> **What you have to do**
Produce an exact copy of all the data below, dropping every image.

— START Information provided —

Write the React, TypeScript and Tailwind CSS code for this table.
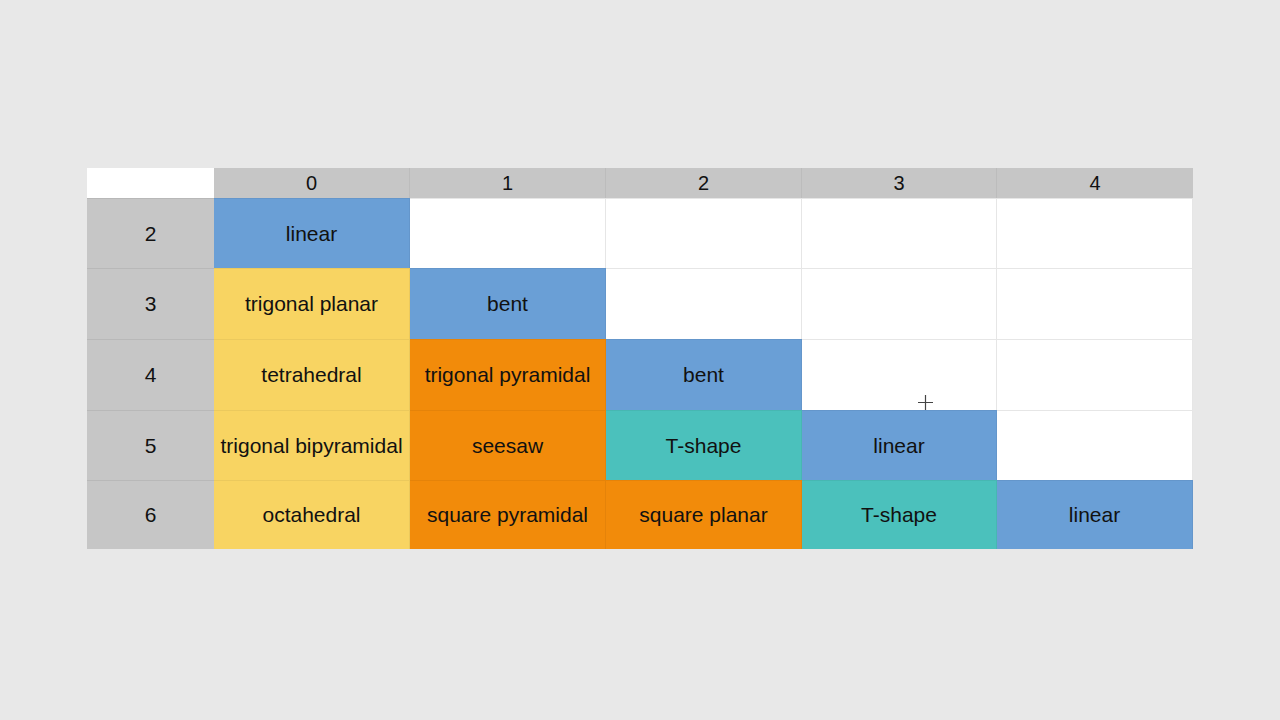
import React from 'react';

type Cell = { label: string; color: string } | null;

const BLUE = 'bg-[#6a9fd6]';
const YELLOW = 'bg-[#f8d462]';
const ORANGE = 'bg-[#f28b0a]';
const TEAL = 'bg-[#4bc1bc]';

const rows: { n: number; h: string; cells: Cell[] }[] = [
  { n: 2, h: 'h-[70px]', cells: [{ label: 'linear', color: BLUE }, null, null, null, null] },
  { n: 3, h: 'h-[71px]', cells: [{ label: 'trigonal planar', color: YELLOW }, { label: 'bent', color: BLUE }, null, null, null] },
  { n: 4, h: 'h-[71px]', cells: [{ label: 'tetrahedral', color: YELLOW }, { label: 'trigonal pyramidal', color: ORANGE }, { label: 'bent', color: BLUE }, null, null] },
  { n: 5, h: 'h-[70px]', cells: [{ label: 'trigonal bipyramidal', color: YELLOW }, { label: 'seesaw', color: ORANGE }, { label: 'T-shape', color: TEAL }, { label: 'linear', color: BLUE }, null] },
  { n: 6, h: 'h-[69px]', cells: [{ label: 'octahedral', color: YELLOW }, { label: 'square pyramidal', color: ORANGE }, { label: 'square planar', color: ORANGE }, { label: 'T-shape', color: TEAL }, { label: 'linear', color: BLUE }] },
];

const colWidths = ['w-[196px]', 'w-[196px]', 'w-[196px]', 'w-[195px]', 'w-[196px]'];

export default function App() {
  return (
    <div className="w-[1280px] h-[720px] bg-[#e8e8e8] pt-[168px] pl-[87px] text-[21px] text-[#111] font-['Liberation_Sans',Arial,sans-serif] relative">
      <div className="flex flex-col w-[1106px]">
        <div className="flex h-[30px] text-[20px]">
          <div className="w-[127px] bg-white" />
          {colWidths.map((w, i) => (
            <div key={i} className={`${w} bg-[#c6c6c6] border-r border-[#bcbcbc] last:border-r-0 flex items-center justify-center`}>
              {i}
            </div>
          ))}
        </div>
        {rows.map((row) => (
          <div key={row.n} className={`flex ${row.h}`}>
            <div className="w-[127px] bg-[#c6c6c6] border-t border-[#b8b8b8] flex items-center justify-center">
              {row.n}
            </div>
            {row.cells.map((c, i) => (
              <div
                key={i}
                className={`${colWidths[i]} flex items-center justify-center border-t border-r ${
                  c ? `${c.color} border-black/5` : 'bg-white border-[#e6e6e6]'
                }`}
              >
                {c?.label}
              </div>
            ))}
          </div>
        ))}
      </div>
      <svg className="absolute left-[918px] top-[395px]" width="15" height="15" viewBox="0 0 15 15">
        <path d="M7.5 0v15M0 7.5h15" stroke="#444" strokeWidth="1.2" />
      </svg>
    </div>
  );
}
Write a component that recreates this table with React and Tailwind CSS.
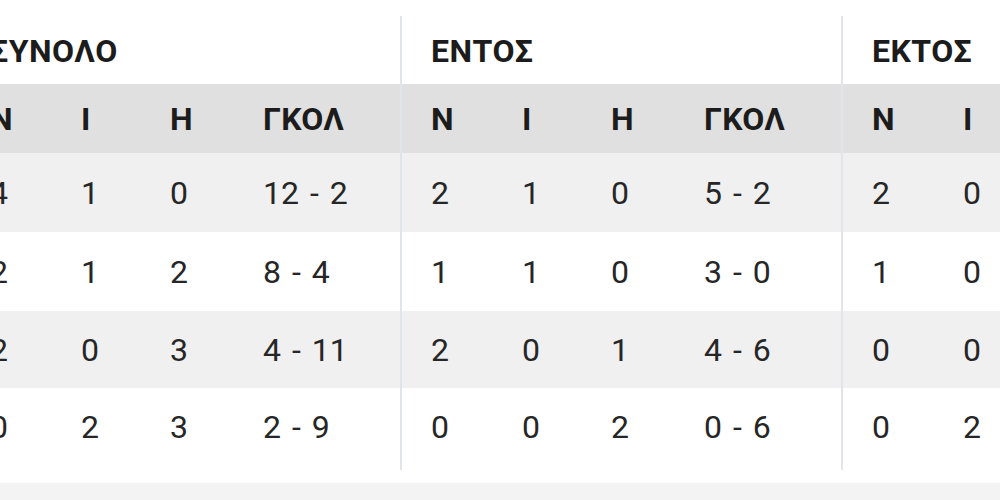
const groups = ["ΣΥΝΟΛΟ", "ΕΝΤΟΣ", "ΕΚΤΟΣ"];
const cols = ["Ν", "Ι", "Η", "ΓΚΟΛ"];
const widths = ["w-[91px]", "w-[89px]", "w-[93px]", "w-[168px]"];

const rows = [
  { h: "h-[79px]", bg: "bg-[#f0f0f0]", data: [["4", "1", "0", "12 - 2"], ["2", "1", "0", "5 - 2"], ["2", "0", "1", "7 - 0"]] },
  { h: "h-[79px]", bg: "bg-white", data: [["2", "1", "2", "8 - 4"], ["1", "1", "0", "3 - 0"], ["1", "0", "2", "5 - 4"]] },
  { h: "h-[77px]", bg: "bg-[#f0f0f0]", data: [["2", "0", "3", "4 - 11"], ["2", "0", "1", "4 - 6"], ["0", "0", "2", "0 - 5"]] },
  { h: "h-[78px]", bg: "bg-white", data: [["0", "2", "3", "2 - 9"], ["0", "0", "2", "0 - 6"], ["0", "2", "1", "2 - 3"]] },
];

function Cells({ values, bold }) {
  return (
    <div className="flex w-[441px] shrink-0">
      {values.map((v, i) => (
        <div
          key={i}
          className={`${widths[i]} shrink-0 pl-[30px] whitespace-nowrap ${
            bold ? "font-bold text-[#1c1c1c]" : "text-[#262626] [word-spacing:3px]"
          }`}
        >
          {v}
        </div>
      ))}
    </div>
  );
}

export default function App() {
  return (
    <div className="relative w-[1000px] h-[500px] overflow-hidden bg-white font-['Roboto',sans-serif] text-[32px] leading-none">
      <div className="-ml-[40px] w-[1323px] flex flex-col">
        {/* group titles */}
        <div className="flex h-[84px] pt-[17px] items-center">
          {groups.map((g) => (
            <div key={g} className="w-[441px] shrink-0 pl-[30px] font-bold text-[#1c1c1c] tracking-[0.5px]">
              {g}
            </div>
          ))}
        </div>

        {/* column headers */}
        <div className="flex h-[69px] items-center bg-[#e0e0e0] tracking-[0.3px]">
          {groups.map((g) => (
            <Cells key={g} values={cols} bold />
          ))}
        </div>

        {rows.map((r, i) => (
          <div key={i} className={`flex items-center ${r.h} ${r.bg}`}>
            {r.data.map((d, j) => (
              <Cells key={j} values={d} />
            ))}
          </div>
        ))}

        <div className="h-[17px] bg-white" />
        <div className="h-[17px] bg-[#f3f3f3]" />
      </div>

      {/* group dividers */}
      <div className="absolute left-[400px] top-[16px] w-[2px] h-[454px] bg-[#e1e5ea]" />
      <div className="absolute left-[841px] top-[16px] w-[2px] h-[454px] bg-[#e1e5ea]" />
    </div>
  );
}
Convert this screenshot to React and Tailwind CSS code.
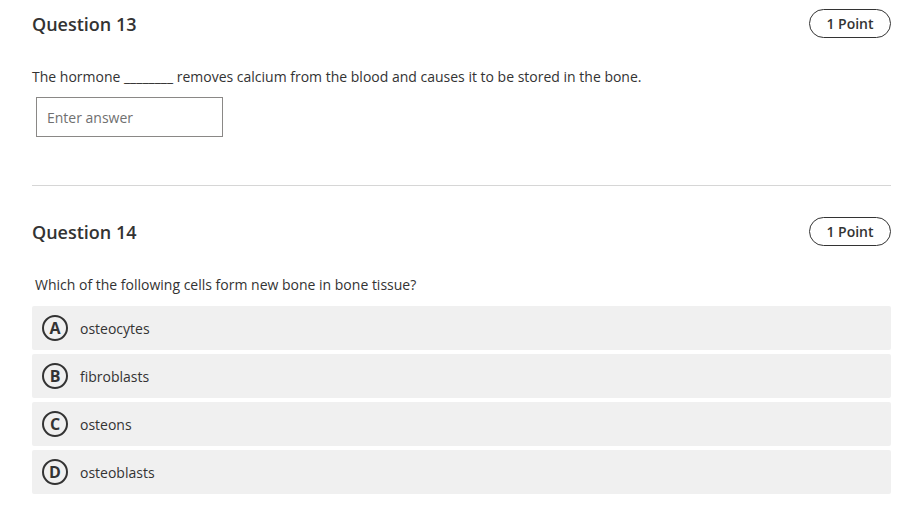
export default function App() {
  const options = [
    { letter: "A", text: "osteocytes" },
    { letter: "B", text: "fibroblasts" },
    { letter: "C", text: "osteons" },
    { letter: "D", text: "osteoblasts" },
  ];

  return (
    <div className="min-h-screen bg-white pl-[32px] pr-[15px] pt-[9px] font-['Open_Sans',sans-serif] text-[#333333]">
      {/* Question 13 */}
      <div className="flex h-[29px] items-center justify-between">
        <h2 className="pt-[2px] text-[18px] font-semibold">Question 13</h2>
        <span className="flex h-[29px] w-[82px] items-center justify-center rounded-full border border-[#333333] text-[14px] font-semibold">
          1 Point
        </span>
      </div>
      <p className="mt-[29px] text-[14px] leading-[20px]">
        The hormone ________ removes calcium from the blood and causes it to be stored in the bone.
      </p>
      <input
        type="text"
        placeholder="Enter answer"
        className="ml-[4px] mt-[10px] h-[40px] w-[187px] border border-[#8a8886] px-[10px] text-[14px] outline-none placeholder:text-[#707070]"
      />

      <div className="mt-[48px] h-px bg-[#d6d6d6]" />

      {/* Question 14 */}
      <div className="mt-[31px] flex h-[29px] items-center justify-between">
        <h2 className="pt-[2px] text-[18px] font-semibold">Question 14</h2>
        <span className="flex h-[29px] w-[82px] items-center justify-center rounded-full border border-[#333333] text-[14px] font-semibold">
          1 Point
        </span>
      </div>
      <p className="mt-[29px] pl-[3px] text-[14px] leading-[20px]">
        Which of the following cells form new bone in bone tissue?
      </p>
      <div className="mt-[11px] flex flex-col gap-[4px]">
        {options.map((o) => (
          <div
            key={o.letter}
            className="flex h-[44px] items-center gap-[12px] rounded-[2px] bg-[#f0f0f0] pl-[10px]"
          >
            <span className="flex h-[26px] w-[26px] items-center justify-center rounded-full border-2 border-[#333333] text-[16px] font-bold leading-none">
              {o.letter}
            </span>
            <span className="text-[14px]">{o.text}</span>
          </div>
        ))}
      </div>
    </div>
  );
}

— END Information provided —

> **Final result**
Write the React, TypeScript and Tailwind CSS code for this table.
import React from 'react';

type Cell = { label: string; color: string } | null;

const BLUE = 'bg-[#6a9fd6]';
const YELLOW = 'bg-[#f8d462]';
const ORANGE = 'bg-[#f28b0a]';
const TEAL = 'bg-[#4bc1bc]';

const rows: { n: number; h: string; cells: Cell[] }[] = [
  { n: 2, h: 'h-[70px]', cells: [{ label: 'linear', color: BLUE }, null, null, null, null] },
  { n: 3, h: 'h-[71px]', cells: [{ label: 'trigonal planar', color: YELLOW }, { label: 'bent', color: BLUE }, null, null, null] },
  { n: 4, h: 'h-[71px]', cells: [{ label: 'tetrahedral', color: YELLOW }, { label: 'trigonal pyramidal', color: ORANGE }, { label: 'bent', color: BLUE }, null, null] },
  { n: 5, h: 'h-[70px]', cells: [{ label: 'trigonal bipyramidal', color: YELLOW }, { label: 'seesaw', color: ORANGE }, { label: 'T-shape', color: TEAL }, { label: 'linear', color: BLUE }, null] },
  { n: 6, h: 'h-[69px]', cells: [{ label: 'octahedral', color: YELLOW }, { label: 'square pyramidal', color: ORANGE }, { label: 'square planar', color: ORANGE }, { label: 'T-shape', color: TEAL }, { label: 'linear', color: BLUE }] },
];

const colWidths = ['w-[196px]', 'w-[196px]', 'w-[196px]', 'w-[195px]', 'w-[196px]'];

export default function App() {
  return (
    <div className="w-[1280px] h-[720px] bg-[#e8e8e8] pt-[168px] pl-[87px] text-[21px] text-[#111] font-['Liberation_Sans',Arial,sans-serif] relative">
      <div className="flex flex-col w-[1106px]">
        <div className="flex h-[30px] text-[20px]">
          <div className="w-[127px] bg-white" />
          {colWidths.map((w, i) => (
            <div key={i} className={`${w} bg-[#c6c6c6] border-r border-[#bcbcbc] last:border-r-0 flex items-center justify-center`}>
              {i}
            </div>
          ))}
        </div>
        {rows.map((row) => (
          <div key={row.n} className={`flex ${row.h}`}>
            <div className="w-[127px] bg-[#c6c6c6] border-t border-[#b8b8b8] flex items-center justify-center">
              {row.n}
            </div>
            {row.cells.map((c, i) => (
              <div
                key={i}
                className={`${colWidths[i]} flex items-center justify-center border-t border-r ${
                  c ? `${c.color} border-black/5` : 'bg-white border-[#e6e6e6]'
                }`}
              >
                {c?.label}
              </div>
            ))}
          </div>
        ))}
      </div>
      <svg className="absolute left-[918px] top-[395px]" width="15" height="15" viewBox="0 0 15 15">
        <path d="M7.5 0v15M0 7.5h15" stroke="#444" strokeWidth="1.2" />
      </svg>
    </div>
  );
}
Write a component that recreates this table with React and Tailwind CSS.
const groups = ["ΣΥΝΟΛΟ", "ΕΝΤΟΣ", "ΕΚΤΟΣ"];
const cols = ["Ν", "Ι", "Η", "ΓΚΟΛ"];
const widths = ["w-[91px]", "w-[89px]", "w-[93px]", "w-[168px]"];

const rows = [
  { h: "h-[79px]", bg: "bg-[#f0f0f0]", data: [["4", "1", "0", "12 - 2"], ["2", "1", "0", "5 - 2"], ["2", "0", "1", "7 - 0"]] },
  { h: "h-[79px]", bg: "bg-white", data: [["2", "1", "2", "8 - 4"], ["1", "1", "0", "3 - 0"], ["1", "0", "2", "5 - 4"]] },
  { h: "h-[77px]", bg: "bg-[#f0f0f0]", data: [["2", "0", "3", "4 - 11"], ["2", "0", "1", "4 - 6"], ["0", "0", "2", "0 - 5"]] },
  { h: "h-[78px]", bg: "bg-white", data: [["0", "2", "3", "2 - 9"], ["0", "0", "2", "0 - 6"], ["0", "2", "1", "2 - 3"]] },
];

function Cells({ values, bold }) {
  return (
    <div className="flex w-[441px] shrink-0">
      {values.map((v, i) => (
        <div
          key={i}
          className={`${widths[i]} shrink-0 pl-[30px] whitespace-nowrap ${
            bold ? "font-bold text-[#1c1c1c]" : "text-[#262626] [word-spacing:3px]"
          }`}
        >
          {v}
        </div>
      ))}
    </div>
  );
}

export default function App() {
  return (
    <div className="relative w-[1000px] h-[500px] overflow-hidden bg-white font-['Roboto',sans-serif] text-[32px] leading-none">
      <div className="-ml-[40px] w-[1323px] flex flex-col">
        {/* group titles */}
        <div className="flex h-[84px] pt-[17px] items-center">
          {groups.map((g) => (
            <div key={g} className="w-[441px] shrink-0 pl-[30px] font-bold text-[#1c1c1c] tracking-[0.5px]">
              {g}
            </div>
          ))}
        </div>

        {/* column headers */}
        <div className="flex h-[69px] items-center bg-[#e0e0e0] tracking-[0.3px]">
          {groups.map((g) => (
            <Cells key={g} values={cols} bold />
          ))}
        </div>

        {rows.map((r, i) => (
          <div key={i} className={`flex items-center ${r.h} ${r.bg}`}>
            {r.data.map((d, j) => (
              <Cells key={j} values={d} />
            ))}
          </div>
        ))}

        <div className="h-[17px] bg-white" />
        <div className="h-[17px] bg-[#f3f3f3]" />
      </div>

      {/* group dividers */}
      <div className="absolute left-[400px] top-[16px] w-[2px] h-[454px] bg-[#e1e5ea]" />
      <div className="absolute left-[841px] top-[16px] w-[2px] h-[454px] bg-[#e1e5ea]" />
    </div>
  );
}
Convert this screenshot to React and Tailwind CSS code.
export default function App() {
  const options = [
    { letter: "A", text: "osteocytes" },
    { letter: "B", text: "fibroblasts" },
    { letter: "C", text: "osteons" },
    { letter: "D", text: "osteoblasts" },
  ];

  return (
    <div className="min-h-screen bg-white pl-[32px] pr-[15px] pt-[9px] font-['Open_Sans',sans-serif] text-[#333333]">
      {/* Question 13 */}
      <div className="flex h-[29px] items-center justify-between">
        <h2 className="pt-[2px] text-[18px] font-semibold">Question 13</h2>
        <span className="flex h-[29px] w-[82px] items-center justify-center rounded-full border border-[#333333] text-[14px] font-semibold">
          1 Point
        </span>
      </div>
      <p className="mt-[29px] text-[14px] leading-[20px]">
        The hormone ________ removes calcium from the blood and causes it to be stored in the bone.
      </p>
      <input
        type="text"
        placeholder="Enter answer"
        className="ml-[4px] mt-[10px] h-[40px] w-[187px] border border-[#8a8886] px-[10px] text-[14px] outline-none placeholder:text-[#707070]"
      />

      <div className="mt-[48px] h-px bg-[#d6d6d6]" />

      {/* Question 14 */}
      <div className="mt-[31px] flex h-[29px] items-center justify-between">
        <h2 className="pt-[2px] text-[18px] font-semibold">Question 14</h2>
        <span className="flex h-[29px] w-[82px] items-center justify-center rounded-full border border-[#333333] text-[14px] font-semibold">
          1 Point
        </span>
      </div>
      <p className="mt-[29px] pl-[3px] text-[14px] leading-[20px]">
        Which of the following cells form new bone in bone tissue?
      </p>
      <div className="mt-[11px] flex flex-col gap-[4px]">
        {options.map((o) => (
          <div
            key={o.letter}
            className="flex h-[44px] items-center gap-[12px] rounded-[2px] bg-[#f0f0f0] pl-[10px]"
          >
            <span className="flex h-[26px] w-[26px] items-center justify-center rounded-full border-2 border-[#333333] text-[16px] font-bold leading-none">
              {o.letter}
            </span>
            <span className="text-[14px]">{o.text}</span>
          </div>
        ))}
      </div>
    </div>
  );
}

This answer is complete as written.